Recenzja "Jezioro dzikich gęsi" Diao Yinan

Reżyseria: Diao Yinan

Czas trwania: 1 godz. 57 min.

Kraj produkcji: Chiny


Premiera: 18 maja 2019 rok

"Jezioro dzikich gęsi", nowy film nagrodzonego w Berlinie chińskiego reżysera Diao Yinana, ponownie przenosi nas w konwencję neo noir. Chociaż nazywanie tego obrazu typowym przedstawicielem wspomnianego gatunku byłoby krzywdzące. Diao co prawda wykorzystuje ważne elementy noir: motywy kryminalne, światłocień, mocne kontrasty, zatarcie granicy między dobrem i złem, femme fatale, ale jednocześnie parę innych świadomie pomija (chociażby wyeksponowaną postać detektywa). Reżyser ma świadomość, że w temacie zemsty i porachunków nic nowego nie dopowie, dlatego czerpiąc z narzędzi sztuki postmodernistycznej, kreśli znaną od pokoleń sytuację by dowiedzieć się czegoś o sobie i swoim pokoleniu w nowy sposób.

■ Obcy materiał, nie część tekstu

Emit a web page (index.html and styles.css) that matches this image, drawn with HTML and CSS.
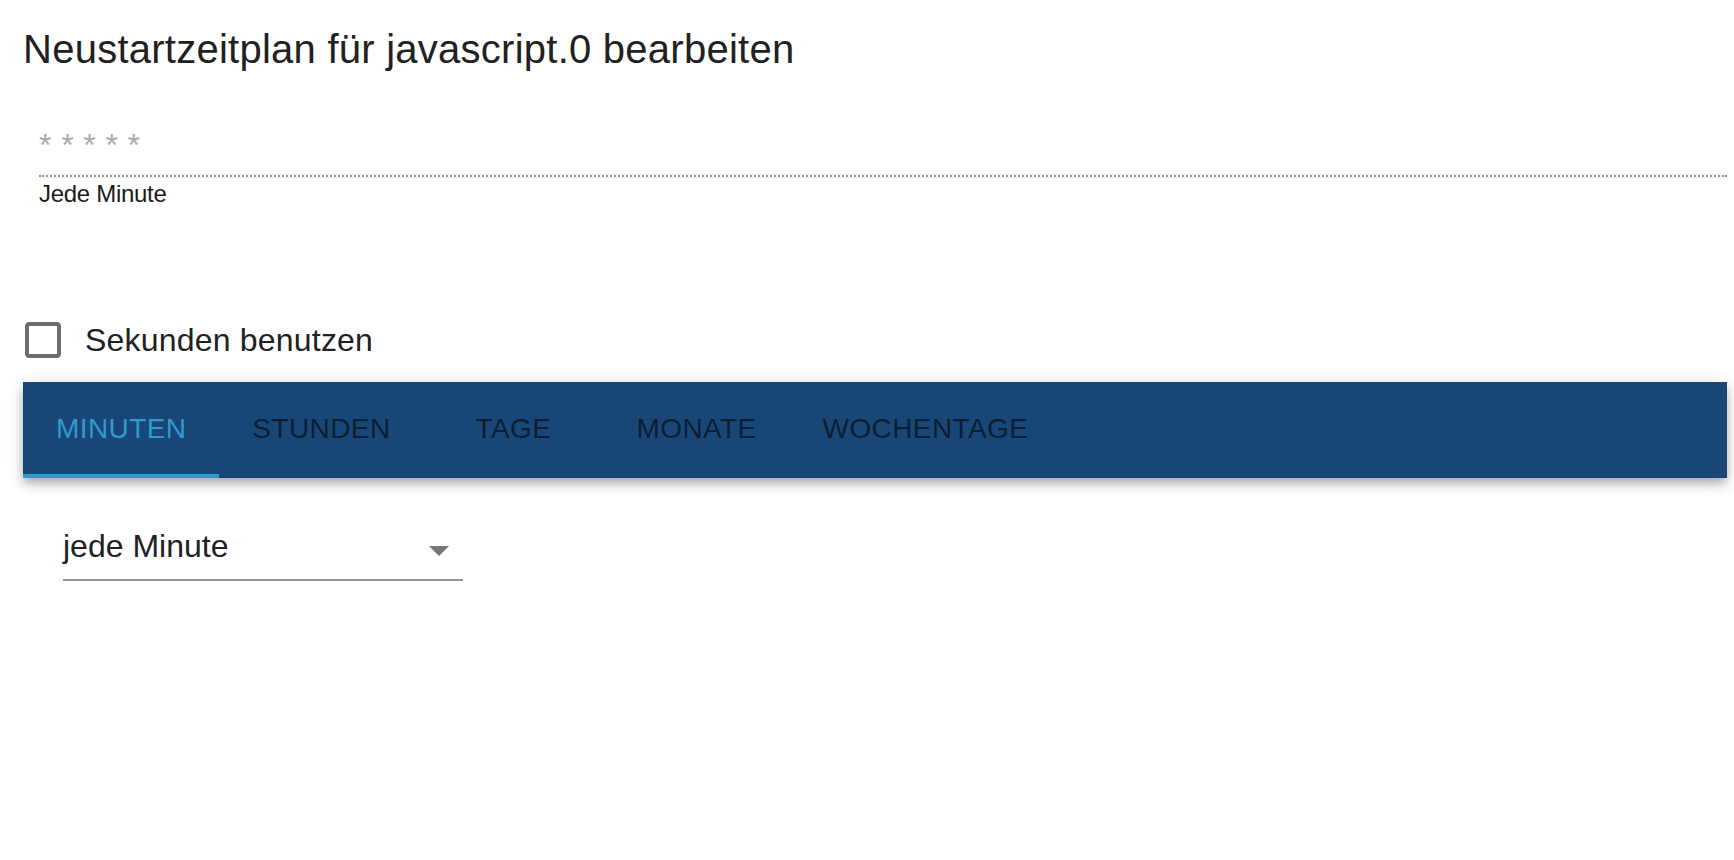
FILE: index.html
```html
<!DOCTYPE html>
<html lang="de">
<head>
<meta charset="utf-8">
<title>Neustartzeitplan</title>
<link rel="stylesheet" href="styles.css">
</head>
<body>
<div class="page">
  <h2 class="title">Neustartzeitplan für javascript.0 bearbeiten</h2>

  <div class="cron-field">
    <input class="cron-input" type="text" placeholder="* * * * *" readonly>
    <div class="cron-text">Jede Minute</div>
  </div>

  <label class="check-row">
    <span class="check-icon">
      <svg viewBox="0 0 24 24" width="48" height="48"><path d="M19 5v14H5V5h14m0-2H5c-1.11 0-2 .9-2 2v14c0 1.1.89 2 2 2h14c1.1 0 2-.9 2-2V5c0-1.1-.9-2-2-2z"/></svg>
    </span>
    <span class="check-label">Sekunden benutzen</span>
  </label>

  <div class="tabbar">
    <div class="tab active">Minuten</div>
    <div class="tab">Stunden</div>
    <div class="tab">Tage</div>
    <div class="tab">Monate</div>
    <div class="tab">Wochentage</div>
  </div>

  <div class="select">
    <div class="select-value">jede Minute</div>
    <svg class="select-arrow" viewBox="0 0 24 24" width="48" height="48"><path d="M7 10l5 5 5-5z"/></svg>
  </div>
</div>
</body>
</html>
```

FILE: styles.css
```css
html, body {
  margin: 0;
  padding: 0;
  background: #ffffff;
}

.page {
  padding: 25px 7px 0 23px;
  font-family: "Liberation Sans", Arial, Helvetica, sans-serif;
  color: #212121;
}

.title {
  margin: 0;
  font-size: 40px;
  line-height: 48px;
  font-weight: 400;
  letter-spacing: 0.25px;
  color: #212121;
}

.cron-field {
  margin: 52px 0 0 16px;
}

.cron-input {
  display: block;
  box-sizing: content-box;
  width: 100%;
  height: 40px;
  margin: 0;
  padding: 0 0 10px 0;
  border: none;
  border-bottom: 2px dotted #949494;
  outline: none;
  background: transparent;
  font-family: "Liberation Sans", Arial, sans-serif;
  font-size: 32px;
  line-height: 40px;
  letter-spacing: 0.4px;
  color: #aaaaaa;
}

.cron-input::placeholder {
  color: #aaaaaa;
  opacity: 1;
}

.cron-text {
  margin-top: 3px;
  font-size: 24px;
  line-height: 28px;
  letter-spacing: -0.3px;
  color: #1a1a1a;
}

.check-row {
  display: flex;
  align-items: center;
  margin: 108px 0 0 -4px;
  height: 48px;
}

.check-icon {
  display: flex;
  width: 48px;
  height: 48px;
}

.check-icon svg {
  fill: #6b6b6b;
}

.check-label {
  margin-left: 18px;
  font-size: 32px;
  line-height: 48px;
  letter-spacing: 0.2px;
  color: #212121;
}

.tabbar {
  display: flex;
  margin-top: 18px;
  height: 96px;
  background: #174677;
  box-shadow: 0 4px 8px -2px rgba(0, 0, 0, 0.2), 0 8px 10px 0 rgba(0, 0, 0, 0.14), 0 2px 20px 0 rgba(0, 0, 0, 0.12);
}

.tab {
  box-sizing: border-box;
  min-width: 180px;
  height: 96px;
  padding: 1px 33px 0 33px;
  line-height: 91px;
  text-align: center;
  font-size: 28px;
  letter-spacing: 0.4px;
  text-transform: uppercase;
  color: rgba(0, 0, 0, 0.6);
  border-bottom: 4px solid transparent;
}

.tab.active {
  color: #3399cc;
  border-bottom-color: #3399cc;
}

.select {
  position: relative;
  width: 400px;
  margin: 37px 0 0 40px;
  padding: 12px 0 14px 0;
  border-bottom: 2px solid #949494;
}

.select-value {
  font-size: 32px;
  line-height: 38px;
  color: #212121;
}

.select-arrow {
  position: absolute;
  right: 0;
  top: 11px;
  fill: #757575;
}
```
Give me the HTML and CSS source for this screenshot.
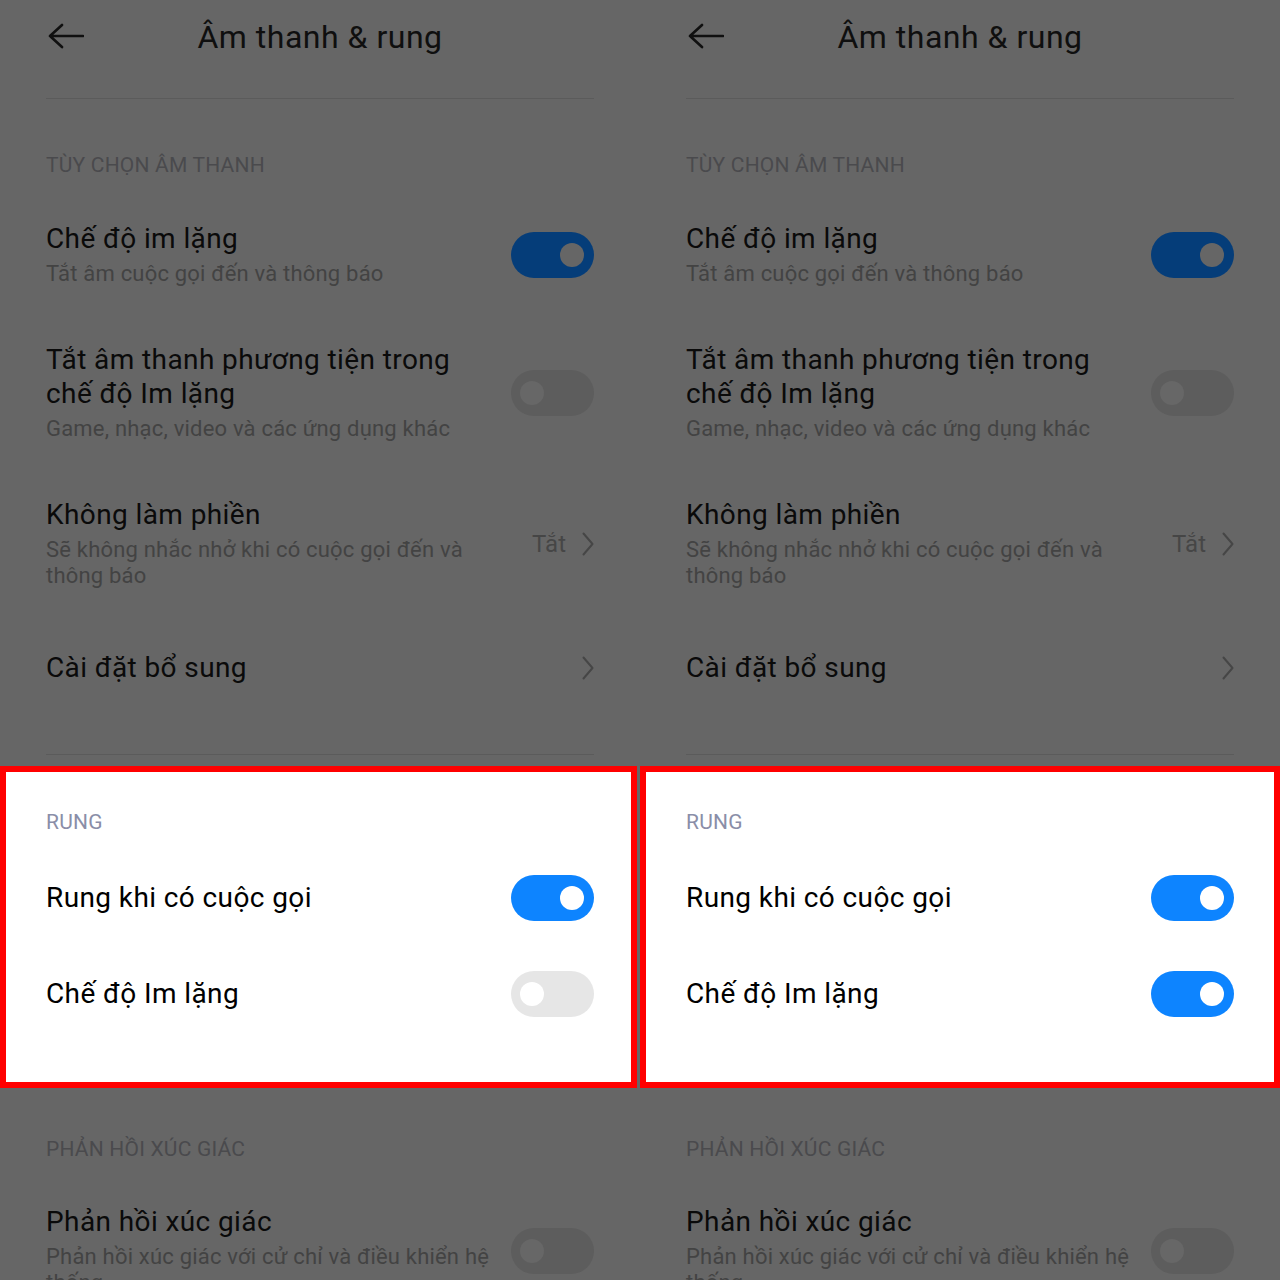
FILE: index.html
```html
<!DOCTYPE html>
<html lang="vi">
<head>
<meta charset="utf-8">
<title>Âm thanh &amp; rung</title>
<link rel="stylesheet" href="styles.css">
</head>
<body>
<div class="screen">

  <section class="panel">
    <header class="topbar">
      <svg class="back" width="36" height="26" viewBox="0 0 36 26"><path d="M35 13H2M14 2L2 13l12 11" fill="none" stroke="#101010" stroke-width="2.6" stroke-linecap="round" stroke-linejoin="round"/></svg>
      <h1 class="title">Âm thanh &amp; rung</h1>
    </header>
    <div class="divider divider-top"></div>

    <div class="section-label">TÙY CHỌN ÂM THANH</div>
    <div class="row">
      <div class="row-text"><div class="row-title">Chế độ im lặng</div><div class="row-sub">Tắt âm cuộc gọi đến và thông báo</div></div>
      <span class="toggle on"></span>
    </div>
    <div class="row">
      <div class="row-text"><div class="row-title">Tắt âm thanh phương tiện trong chế độ Im lặng</div><div class="row-sub">Game, nhạc, video và các ứng dụng khác</div></div>
      <span class="toggle"></span>
    </div>
    <div class="row">
      <div class="row-text"><div class="row-title">Không làm phiền</div><div class="row-sub">Sẽ không nhắc nhở khi có cuộc gọi đến và thông báo</div></div>
      <div class="row-value"><span class="value-text">Tắt</span><svg class="chev" width="12" height="24" viewBox="0 0 12 24"><path d="M1.5 1.5L10.5 12L1.5 22.5" fill="none" stroke="#464646" stroke-width="2" stroke-linecap="round" stroke-linejoin="round"/></svg></div>
    </div>
    <div class="row">
      <div class="row-text"><div class="row-title">Cài đặt bổ sung</div></div>
      <div class="row-value"><svg class="chev" width="12" height="24" viewBox="0 0 12 24"><path d="M1.5 1.5L10.5 12L1.5 22.5" fill="none" stroke="#464646" stroke-width="2" stroke-linecap="round" stroke-linejoin="round"/></svg></div>
    </div>
    <div class="divider divider-bottom"></div>

    <div class="highlight highlight-left">
      <div class="section-label label-lit">RUNG</div>
      <div class="row row-single">
        <div class="row-text"><div class="row-title title-lit">Rung khi có cuộc gọi</div></div>
        <span class="toggle lit on"></span>
      </div>
      <div class="row row-single">
        <div class="row-text"><div class="row-title title-lit">Chế độ Im lặng</div></div>
        <span class="toggle lit"></span>
      </div>
    </div>

    <div class="section-label label-after">PHẢN HỒI XÚC GIÁC</div>
    <div class="row">
      <div class="row-text"><div class="row-title">Phản hồi xúc giác</div><div class="row-sub">Phản hồi xúc giác với cử chỉ và điều khiển hệ thống</div></div>
      <span class="toggle"></span>
    </div>
  </section>

  <section class="panel">
    <header class="topbar">
      <svg class="back" width="36" height="26" viewBox="0 0 36 26"><path d="M35 13H2M14 2L2 13l12 11" fill="none" stroke="#101010" stroke-width="2.6" stroke-linecap="round" stroke-linejoin="round"/></svg>
      <h1 class="title">Âm thanh &amp; rung</h1>
    </header>
    <div class="divider divider-top"></div>

    <div class="section-label">TÙY CHỌN ÂM THANH</div>
    <div class="row">
      <div class="row-text"><div class="row-title">Chế độ im lặng</div><div class="row-sub">Tắt âm cuộc gọi đến và thông báo</div></div>
      <span class="toggle on"></span>
    </div>
    <div class="row">
      <div class="row-text"><div class="row-title">Tắt âm thanh phương tiện trong chế độ Im lặng</div><div class="row-sub">Game, nhạc, video và các ứng dụng khác</div></div>
      <span class="toggle"></span>
    </div>
    <div class="row">
      <div class="row-text"><div class="row-title">Không làm phiền</div><div class="row-sub">Sẽ không nhắc nhở khi có cuộc gọi đến và thông báo</div></div>
      <div class="row-value"><span class="value-text">Tắt</span><svg class="chev" width="12" height="24" viewBox="0 0 12 24"><path d="M1.5 1.5L10.5 12L1.5 22.5" fill="none" stroke="#464646" stroke-width="2" stroke-linecap="round" stroke-linejoin="round"/></svg></div>
    </div>
    <div class="row">
      <div class="row-text"><div class="row-title">Cài đặt bổ sung</div></div>
      <div class="row-value"><svg class="chev" width="12" height="24" viewBox="0 0 12 24"><path d="M1.5 1.5L10.5 12L1.5 22.5" fill="none" stroke="#464646" stroke-width="2" stroke-linecap="round" stroke-linejoin="round"/></svg></div>
    </div>
    <div class="divider divider-bottom"></div>

    <div class="highlight highlight-right">
      <div class="section-label label-lit">RUNG</div>
      <div class="row row-single">
        <div class="row-text"><div class="row-title title-lit">Rung khi có cuộc gọi</div></div>
        <span class="toggle lit on"></span>
      </div>
      <div class="row row-single">
        <div class="row-text"><div class="row-title title-lit">Chế độ Im lặng</div></div>
        <span class="toggle lit on"></span>
      </div>
    </div>

    <div class="section-label label-after">PHẢN HỒI XÚC GIÁC</div>
    <div class="row">
      <div class="row-text"><div class="row-title">Phản hồi xúc giác</div><div class="row-sub">Phản hồi xúc giác với cử chỉ và điều khiển hệ thống</div></div>
      <span class="toggle"></span>
    </div>
  </section>

</div>
</body>
</html>
```

FILE: styles.css
```css
* { box-sizing: border-box; }

html, body {
  margin: 0;
  padding: 0;
  background: #666666;
}

body {
  width: 1280px;
  height: 1280px;
  overflow: hidden;
  font-family: Roboto, "Noto Sans", "DejaVu Sans", sans-serif;
}

.screen {
  display: flex;
  width: 1280px;
  height: 1280px;
  overflow: hidden;
}

.panel {
  width: 640px;
  flex: none;
  display: flex;
  flex-direction: column;
  background: #666666;
  padding: 0 46px;
}

.panel > * {
  flex-shrink: 0;
}

.topbar {
  height: 72px;
  display: grid;
  grid-template-columns: 1fr auto 1fr;
  align-items: center;
}

.back {
  display: block;
  margin-left: 2px;
}

.title {
  margin: 0;
  font-size: 32px;
  font-weight: 400;
  letter-spacing: 0.5px;
  color: #0f0f0f;
  line-height: 40px;
  padding-top: 2px;
}

.divider {
  height: 1px;
  background: #5b5b5b;
}

.divider-top { margin-top: 26px; }
.divider-bottom { margin-top: 35px; }

.section-label {
  margin-top: 54px;
  margin-bottom: 17px;
  font-size: 21px;
  letter-spacing: 0.2px;
  line-height: 24px;
  color: #4a4a4d;
}

.label-lit {
  margin-top: 0;
  margin-bottom: 16px;
  color: #8a8ea8;
}

.label-after {
  margin-top: 49px;
  margin-bottom: 16px;
}

.row {
  display: flex;
  align-items: center;
  padding: 28px 0;
  min-height: 102px;
}

.row-single {
  padding: 25px 0;
  min-height: 96px;
}

.row-text {
  width: 446px;
  flex: none;
}

.row-title {
  font-size: 28px;
  letter-spacing: 0.4px;
  line-height: 34px;
  color: #0a0a0a;
}

.title-lit { color: #000000; }

.row-sub {
  margin-top: 5px;
  font-size: 22px;
  letter-spacing: 0.2px;
  line-height: 26px;
  color: #434343;
}

.row-value {
  margin-left: auto;
  display: flex;
  align-items: center;
  gap: 16px;
}

.value-text {
  font-size: 24px;
  line-height: 30px;
  color: #464646;
}

.chev { display: block; }

.toggle {
  margin-left: auto;
  position: relative;
  width: 83px;
  height: 46px;
  flex: none;
  border-radius: 23px;
  background: #5d5d5d;
}

.toggle::after {
  content: "";
  position: absolute;
  top: 11px;
  left: 9px;
  width: 24px;
  height: 24px;
  border-radius: 50%;
  background: #676767;
}

.toggle.on { background: #053d79; }
.toggle.on::after { left: auto; right: 10px; background: #666666; }

.toggle.lit { background: #e6e6e6; }
.toggle.lit::after { background: #ffffff; }
.toggle.lit.on { background: #0d84ff; }

.highlight {
  margin-top: 11px;
  margin-left: -46px;
  background: #ffffff;
  border: 6px solid #ff0000;
  padding: 38px 37px 40px 40px;
}

.highlight-left {
  margin-right: -43px;
}

.highlight-right {
  margin-right: -46px;
  padding-right: 40px;
}
```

Pokazywany w głównym konkursie Cannes film stanowi krytyczną reakcję na nowoczesność w chińskim wydaniu. Wuhan, jeden z największych ośrodków gospodarczych współczesnych Chin, jest w obrazie Diao miejscem pozbawiającym marzeń i złudzeń. Zapuszczone dzielnice, nieregulowane targi, brudne place, wąskie ulice, mroczne parki i tytułowe Jezioro Dzikich Gęsi, są tu ukazane jako miejsca biedy i rosnącego w siłę elementu. Nocami miastem rządzą gangi złodziei motorów, które za nic mają ludzkie życie. W ten właśnie sposób poznamy bliżej motywacje głównego bohatera (Hu Ge), który z pozycji herszta, spada do roli uciekiniera. Po jednej z trudnych akcji, będąc jeszcze pod wpływem emocji, trafia na policjanta, którego zestrzela. To nie było świadome wystąpienie przeciwko stróżowi prawa, a typowe dla Zenonga Zhou ratowanie się z opresji. Nikt się tym jednak nie przejmie, a polubowne załatwienie tematu okaże się niemożliwe. Bohaterowi przyjdzie chować się nie tylko przed policją, lecz także przed łowcami nagród oraz specjalną jednostką oddelegowaną do schwytania go.

Gdzieś nad tym całym kryminalnym kotłem unosić się będą dwie kobiece postaci – była żona oraz miejscowa prostytutka. Zwłaszcza rola tej drugiej jest tu kluczowa, gdyż z powodzeniem wypełnia misję femme fatale. I nie, nie jest to typowe uwodzenie i okłamywanie. Liu Aiai działa na korzyść uciekiniera, świadomie ryzykując i wprowadzając w błąd grupy pościgowe. Bo przecież w filmie nie tylko o zemstę chodzi. „Jezioro dzikich gęsi” porusza także inne ważne tematy: żal za grzechy, miłość, potrzebę bliskości, godność i traktując obraz z dalszej perspektywy: zabetonowanie przestrzeni miejskiej i ludzkich serc.

Neo Noir nie jest u Diao Yinana wyłącznie zwierciadłem politycznych i społecznych niepokojów. Jego film wkracza w sferę produktów artystycznych, które mają nie tylko razić realizmem ukazywania brutalności, ale także zgłębiać potencjał krytyczny i kreujący. Reżyser gmatwa narrację, zrywa z chronologią i pogłębianiem portretów psychologicznych postaci. Zamiast tego wprowadza liryczne ujęcia pełne deszczu i neonów, świadomie odwołując się do dorobku Kar-Wai Wonga. W innej scenie dochodzi do przypadkowej dekapitacji, jakby wprost wyciętej z serii „Oszukać przeznaczenie”. Tych intertekstualnych odwołań i zabaw jest tu zresztą dużo więcej (chociażby „Zabłąkany pies” Kurosawy czy „Samuraj” Melville’a), a ich obecność podkreśla świadomość twórczą Diao Yinana. Ostatecznie otrzymujemy zatem dopieszczoną technicznie, nieoczywistą i okrutną baśń, w której nie ma miejsca na czułość.